What to work on:
Look over the lines below. Report each one that includes the string "index".

Interface markup and scripts
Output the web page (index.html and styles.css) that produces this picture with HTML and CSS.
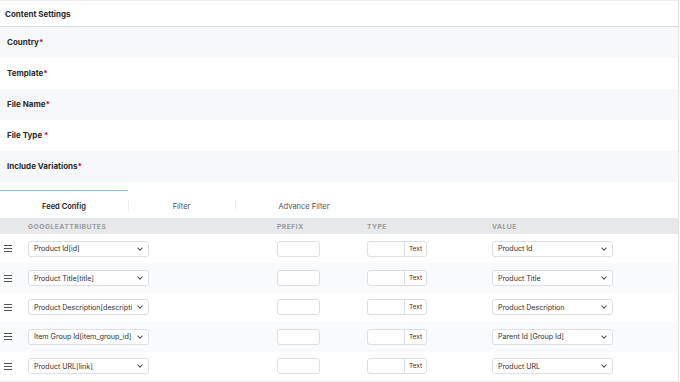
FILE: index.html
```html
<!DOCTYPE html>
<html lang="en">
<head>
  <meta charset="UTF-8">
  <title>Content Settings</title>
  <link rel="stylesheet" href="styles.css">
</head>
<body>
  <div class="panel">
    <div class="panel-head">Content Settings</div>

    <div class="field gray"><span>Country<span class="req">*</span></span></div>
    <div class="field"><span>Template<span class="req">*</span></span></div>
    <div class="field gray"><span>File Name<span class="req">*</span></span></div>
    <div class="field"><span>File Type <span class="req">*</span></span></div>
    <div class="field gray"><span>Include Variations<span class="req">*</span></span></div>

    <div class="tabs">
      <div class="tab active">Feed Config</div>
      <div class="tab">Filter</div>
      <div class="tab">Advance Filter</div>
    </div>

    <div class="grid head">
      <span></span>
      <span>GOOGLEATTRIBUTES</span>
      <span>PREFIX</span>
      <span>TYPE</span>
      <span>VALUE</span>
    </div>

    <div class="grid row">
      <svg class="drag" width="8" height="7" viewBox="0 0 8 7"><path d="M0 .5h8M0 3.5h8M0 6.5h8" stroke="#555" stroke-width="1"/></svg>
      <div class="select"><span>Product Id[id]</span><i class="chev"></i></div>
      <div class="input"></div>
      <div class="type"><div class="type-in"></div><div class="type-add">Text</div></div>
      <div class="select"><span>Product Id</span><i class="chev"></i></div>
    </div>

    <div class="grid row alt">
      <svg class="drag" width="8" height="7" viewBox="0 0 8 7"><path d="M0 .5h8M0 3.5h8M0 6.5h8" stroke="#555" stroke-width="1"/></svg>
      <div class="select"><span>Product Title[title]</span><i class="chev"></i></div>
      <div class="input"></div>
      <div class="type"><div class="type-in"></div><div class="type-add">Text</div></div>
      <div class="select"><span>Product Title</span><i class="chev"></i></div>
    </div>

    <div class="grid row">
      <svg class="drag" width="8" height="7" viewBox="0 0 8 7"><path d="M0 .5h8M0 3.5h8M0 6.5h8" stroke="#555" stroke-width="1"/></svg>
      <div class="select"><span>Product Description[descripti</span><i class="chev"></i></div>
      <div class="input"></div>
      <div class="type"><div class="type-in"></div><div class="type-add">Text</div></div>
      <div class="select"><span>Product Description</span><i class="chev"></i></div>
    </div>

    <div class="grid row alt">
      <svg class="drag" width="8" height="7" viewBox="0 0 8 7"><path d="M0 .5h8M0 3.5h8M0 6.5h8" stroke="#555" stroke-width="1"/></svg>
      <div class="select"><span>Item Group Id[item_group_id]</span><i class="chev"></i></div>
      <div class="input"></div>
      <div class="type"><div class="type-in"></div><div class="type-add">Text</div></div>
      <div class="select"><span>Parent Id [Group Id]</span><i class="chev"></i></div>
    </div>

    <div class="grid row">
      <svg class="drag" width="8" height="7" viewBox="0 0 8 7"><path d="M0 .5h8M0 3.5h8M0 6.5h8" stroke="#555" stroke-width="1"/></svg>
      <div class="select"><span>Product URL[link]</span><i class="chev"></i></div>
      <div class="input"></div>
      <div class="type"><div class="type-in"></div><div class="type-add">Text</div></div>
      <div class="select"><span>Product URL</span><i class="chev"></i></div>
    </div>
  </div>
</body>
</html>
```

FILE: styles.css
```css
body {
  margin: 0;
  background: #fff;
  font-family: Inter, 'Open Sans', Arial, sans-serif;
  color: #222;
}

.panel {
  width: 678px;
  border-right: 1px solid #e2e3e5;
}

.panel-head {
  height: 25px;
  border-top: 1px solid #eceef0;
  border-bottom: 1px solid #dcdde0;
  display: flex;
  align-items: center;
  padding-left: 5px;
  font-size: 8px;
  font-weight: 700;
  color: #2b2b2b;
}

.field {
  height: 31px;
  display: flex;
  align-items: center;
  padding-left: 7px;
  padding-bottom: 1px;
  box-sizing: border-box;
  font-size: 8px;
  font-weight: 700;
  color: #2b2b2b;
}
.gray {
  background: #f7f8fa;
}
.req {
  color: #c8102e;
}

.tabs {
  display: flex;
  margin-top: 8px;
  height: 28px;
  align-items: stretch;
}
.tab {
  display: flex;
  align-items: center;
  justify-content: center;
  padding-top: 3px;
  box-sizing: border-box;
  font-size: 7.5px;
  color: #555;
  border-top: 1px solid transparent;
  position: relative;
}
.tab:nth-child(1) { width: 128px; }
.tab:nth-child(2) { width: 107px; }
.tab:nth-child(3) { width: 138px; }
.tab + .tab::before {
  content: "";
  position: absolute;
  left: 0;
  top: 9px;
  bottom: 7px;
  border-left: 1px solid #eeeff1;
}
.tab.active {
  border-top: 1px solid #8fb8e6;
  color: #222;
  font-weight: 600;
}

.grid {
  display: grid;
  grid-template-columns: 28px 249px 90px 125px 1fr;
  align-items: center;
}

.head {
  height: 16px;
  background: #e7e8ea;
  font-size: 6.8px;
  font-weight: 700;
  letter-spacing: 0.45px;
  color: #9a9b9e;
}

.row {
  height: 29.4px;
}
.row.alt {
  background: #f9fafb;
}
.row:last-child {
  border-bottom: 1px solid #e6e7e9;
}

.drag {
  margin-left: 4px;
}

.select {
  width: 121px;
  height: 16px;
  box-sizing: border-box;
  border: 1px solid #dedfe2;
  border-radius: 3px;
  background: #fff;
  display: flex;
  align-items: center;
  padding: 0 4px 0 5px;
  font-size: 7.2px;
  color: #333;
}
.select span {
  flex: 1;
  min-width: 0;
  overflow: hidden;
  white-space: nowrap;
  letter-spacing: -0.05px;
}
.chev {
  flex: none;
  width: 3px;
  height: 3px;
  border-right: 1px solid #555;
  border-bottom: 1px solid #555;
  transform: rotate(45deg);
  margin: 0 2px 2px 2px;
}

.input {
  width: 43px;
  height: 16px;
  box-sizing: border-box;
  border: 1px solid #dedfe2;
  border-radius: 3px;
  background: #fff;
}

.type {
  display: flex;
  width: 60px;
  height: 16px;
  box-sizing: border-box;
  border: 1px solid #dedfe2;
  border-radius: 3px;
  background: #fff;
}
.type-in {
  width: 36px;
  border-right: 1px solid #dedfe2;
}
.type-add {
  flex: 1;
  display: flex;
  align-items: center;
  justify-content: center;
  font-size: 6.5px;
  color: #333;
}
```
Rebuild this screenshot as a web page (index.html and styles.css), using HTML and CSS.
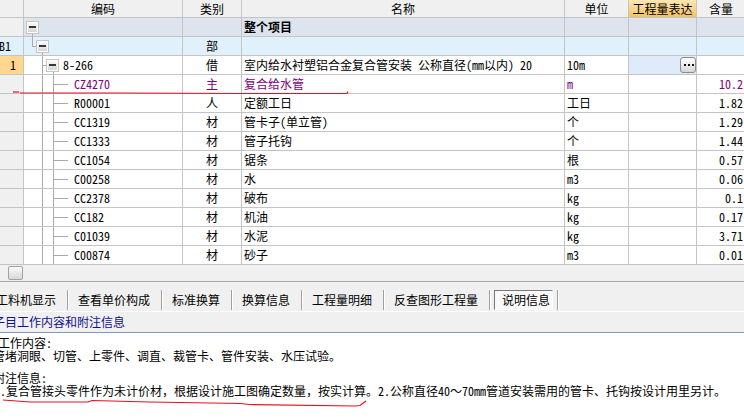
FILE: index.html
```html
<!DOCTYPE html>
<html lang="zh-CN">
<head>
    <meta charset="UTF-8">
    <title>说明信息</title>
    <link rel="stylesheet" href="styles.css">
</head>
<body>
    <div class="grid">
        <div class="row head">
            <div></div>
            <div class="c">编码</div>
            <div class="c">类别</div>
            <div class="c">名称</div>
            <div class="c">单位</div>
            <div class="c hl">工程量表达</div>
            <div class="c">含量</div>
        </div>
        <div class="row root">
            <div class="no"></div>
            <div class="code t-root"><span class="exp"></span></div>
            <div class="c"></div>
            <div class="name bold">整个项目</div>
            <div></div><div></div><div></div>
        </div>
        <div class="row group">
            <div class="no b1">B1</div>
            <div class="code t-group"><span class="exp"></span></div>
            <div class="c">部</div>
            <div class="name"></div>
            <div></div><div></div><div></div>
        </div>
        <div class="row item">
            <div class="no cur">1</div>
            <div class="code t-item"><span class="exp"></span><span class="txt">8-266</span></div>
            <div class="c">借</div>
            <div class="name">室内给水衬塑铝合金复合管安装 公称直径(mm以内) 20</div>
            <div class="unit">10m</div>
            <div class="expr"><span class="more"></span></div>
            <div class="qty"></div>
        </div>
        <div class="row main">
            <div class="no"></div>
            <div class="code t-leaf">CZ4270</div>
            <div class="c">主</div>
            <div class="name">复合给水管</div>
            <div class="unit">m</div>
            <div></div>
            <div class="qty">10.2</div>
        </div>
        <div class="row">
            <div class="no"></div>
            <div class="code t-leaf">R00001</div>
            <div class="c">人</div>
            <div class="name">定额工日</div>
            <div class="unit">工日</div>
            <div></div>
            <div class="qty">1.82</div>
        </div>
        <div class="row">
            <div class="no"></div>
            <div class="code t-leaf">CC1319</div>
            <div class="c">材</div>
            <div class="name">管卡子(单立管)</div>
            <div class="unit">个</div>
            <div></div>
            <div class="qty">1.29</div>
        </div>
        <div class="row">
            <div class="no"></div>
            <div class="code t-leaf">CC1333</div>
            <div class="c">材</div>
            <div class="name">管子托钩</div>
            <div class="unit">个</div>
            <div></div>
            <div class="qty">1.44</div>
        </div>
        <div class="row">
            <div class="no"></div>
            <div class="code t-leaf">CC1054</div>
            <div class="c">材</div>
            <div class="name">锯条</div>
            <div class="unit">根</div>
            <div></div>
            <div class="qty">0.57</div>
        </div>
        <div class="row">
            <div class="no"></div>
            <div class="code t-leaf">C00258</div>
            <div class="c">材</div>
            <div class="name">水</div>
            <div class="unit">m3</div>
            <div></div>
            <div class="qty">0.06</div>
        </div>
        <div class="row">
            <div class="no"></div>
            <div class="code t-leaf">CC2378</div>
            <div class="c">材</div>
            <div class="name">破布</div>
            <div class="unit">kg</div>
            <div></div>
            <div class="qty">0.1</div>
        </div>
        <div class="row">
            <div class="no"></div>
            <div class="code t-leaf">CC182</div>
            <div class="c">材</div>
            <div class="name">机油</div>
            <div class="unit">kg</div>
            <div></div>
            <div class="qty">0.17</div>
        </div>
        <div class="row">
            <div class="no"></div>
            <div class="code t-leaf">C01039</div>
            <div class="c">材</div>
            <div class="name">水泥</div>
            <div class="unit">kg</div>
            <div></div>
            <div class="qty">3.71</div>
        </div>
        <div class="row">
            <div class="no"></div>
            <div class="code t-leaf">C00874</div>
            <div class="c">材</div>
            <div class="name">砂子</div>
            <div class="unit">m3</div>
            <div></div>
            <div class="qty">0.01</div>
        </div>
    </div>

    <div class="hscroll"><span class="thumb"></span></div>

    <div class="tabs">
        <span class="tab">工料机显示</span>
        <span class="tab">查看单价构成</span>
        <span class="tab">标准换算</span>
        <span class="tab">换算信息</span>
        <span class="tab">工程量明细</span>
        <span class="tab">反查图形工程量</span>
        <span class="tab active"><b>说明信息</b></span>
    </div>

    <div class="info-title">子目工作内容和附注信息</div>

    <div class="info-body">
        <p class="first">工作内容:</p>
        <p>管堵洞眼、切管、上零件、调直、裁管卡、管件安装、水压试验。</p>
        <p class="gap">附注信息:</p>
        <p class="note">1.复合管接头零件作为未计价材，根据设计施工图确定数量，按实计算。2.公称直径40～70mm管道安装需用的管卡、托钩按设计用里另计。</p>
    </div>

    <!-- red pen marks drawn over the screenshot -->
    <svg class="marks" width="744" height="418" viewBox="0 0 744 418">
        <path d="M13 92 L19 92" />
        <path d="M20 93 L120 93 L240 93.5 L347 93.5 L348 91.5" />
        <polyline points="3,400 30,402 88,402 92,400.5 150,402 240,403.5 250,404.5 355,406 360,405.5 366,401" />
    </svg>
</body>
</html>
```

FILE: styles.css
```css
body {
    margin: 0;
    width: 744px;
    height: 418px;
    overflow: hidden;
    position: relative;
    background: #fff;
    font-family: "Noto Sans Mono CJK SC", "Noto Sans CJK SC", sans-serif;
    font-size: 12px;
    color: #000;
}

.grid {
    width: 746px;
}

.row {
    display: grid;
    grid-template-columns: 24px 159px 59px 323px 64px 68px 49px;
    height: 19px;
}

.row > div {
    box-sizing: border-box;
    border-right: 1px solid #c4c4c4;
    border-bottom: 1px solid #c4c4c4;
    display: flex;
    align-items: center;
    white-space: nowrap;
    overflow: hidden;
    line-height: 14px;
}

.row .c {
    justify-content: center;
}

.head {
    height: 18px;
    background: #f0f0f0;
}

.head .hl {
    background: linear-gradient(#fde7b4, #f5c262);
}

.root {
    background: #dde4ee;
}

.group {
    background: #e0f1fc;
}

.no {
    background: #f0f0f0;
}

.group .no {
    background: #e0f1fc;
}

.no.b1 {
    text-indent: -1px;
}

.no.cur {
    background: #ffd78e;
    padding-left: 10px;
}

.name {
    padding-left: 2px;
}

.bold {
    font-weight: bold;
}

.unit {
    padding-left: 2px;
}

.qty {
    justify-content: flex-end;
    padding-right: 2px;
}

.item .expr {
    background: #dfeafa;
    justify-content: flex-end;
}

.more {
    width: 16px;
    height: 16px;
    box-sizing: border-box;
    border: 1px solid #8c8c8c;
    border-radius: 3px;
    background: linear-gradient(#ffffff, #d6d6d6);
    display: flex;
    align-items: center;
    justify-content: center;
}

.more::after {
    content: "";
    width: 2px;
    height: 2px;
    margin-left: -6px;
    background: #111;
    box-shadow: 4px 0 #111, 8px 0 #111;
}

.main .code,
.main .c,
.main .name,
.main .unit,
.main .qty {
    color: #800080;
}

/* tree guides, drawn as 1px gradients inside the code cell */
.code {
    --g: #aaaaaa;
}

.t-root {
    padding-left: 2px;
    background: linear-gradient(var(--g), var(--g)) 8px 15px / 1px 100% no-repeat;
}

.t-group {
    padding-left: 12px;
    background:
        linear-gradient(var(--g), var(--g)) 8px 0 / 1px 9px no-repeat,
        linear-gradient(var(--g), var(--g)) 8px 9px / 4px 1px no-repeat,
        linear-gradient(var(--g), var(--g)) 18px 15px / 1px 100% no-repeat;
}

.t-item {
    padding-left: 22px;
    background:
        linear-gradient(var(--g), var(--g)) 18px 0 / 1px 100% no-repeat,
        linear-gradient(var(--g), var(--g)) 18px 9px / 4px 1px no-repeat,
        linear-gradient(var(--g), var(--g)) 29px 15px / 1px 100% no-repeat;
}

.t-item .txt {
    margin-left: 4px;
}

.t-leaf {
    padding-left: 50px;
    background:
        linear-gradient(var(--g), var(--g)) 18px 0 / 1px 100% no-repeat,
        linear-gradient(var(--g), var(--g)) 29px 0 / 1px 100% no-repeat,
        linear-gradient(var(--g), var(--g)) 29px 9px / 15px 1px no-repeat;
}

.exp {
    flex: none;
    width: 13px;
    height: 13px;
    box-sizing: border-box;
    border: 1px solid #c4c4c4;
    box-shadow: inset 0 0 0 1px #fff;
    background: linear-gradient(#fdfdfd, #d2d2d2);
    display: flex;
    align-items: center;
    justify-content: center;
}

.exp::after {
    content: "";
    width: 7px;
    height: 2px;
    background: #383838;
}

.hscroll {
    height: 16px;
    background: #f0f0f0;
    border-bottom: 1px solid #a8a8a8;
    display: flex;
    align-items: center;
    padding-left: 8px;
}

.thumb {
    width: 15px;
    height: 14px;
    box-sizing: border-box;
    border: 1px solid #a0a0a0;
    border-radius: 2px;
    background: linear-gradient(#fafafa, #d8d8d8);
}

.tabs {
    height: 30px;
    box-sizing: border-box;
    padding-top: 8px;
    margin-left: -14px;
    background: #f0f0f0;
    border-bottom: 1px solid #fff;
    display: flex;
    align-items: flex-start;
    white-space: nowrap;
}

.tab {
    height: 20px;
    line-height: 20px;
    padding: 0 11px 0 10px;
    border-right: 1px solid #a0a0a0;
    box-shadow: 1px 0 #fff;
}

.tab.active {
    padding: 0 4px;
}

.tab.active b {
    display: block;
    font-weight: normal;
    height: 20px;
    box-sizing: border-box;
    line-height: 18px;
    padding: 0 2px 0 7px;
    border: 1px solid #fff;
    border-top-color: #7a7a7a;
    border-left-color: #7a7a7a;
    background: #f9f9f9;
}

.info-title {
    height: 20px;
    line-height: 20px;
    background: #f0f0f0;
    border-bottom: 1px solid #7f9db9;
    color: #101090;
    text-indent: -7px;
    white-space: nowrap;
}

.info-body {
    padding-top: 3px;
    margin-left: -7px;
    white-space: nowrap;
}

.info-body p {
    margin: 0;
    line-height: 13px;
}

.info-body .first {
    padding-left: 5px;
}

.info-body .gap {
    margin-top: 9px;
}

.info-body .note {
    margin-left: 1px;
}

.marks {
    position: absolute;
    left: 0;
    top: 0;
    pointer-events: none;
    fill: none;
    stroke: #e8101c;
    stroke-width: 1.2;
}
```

Response to this exercise:
Output the web page (index.html and styles.css) that produces this picture with HTML and CSS.
FILE: index.html
Rebuild this screenshot as a web page (index.html and styles.css), using HTML and CSS.
FILE: index.html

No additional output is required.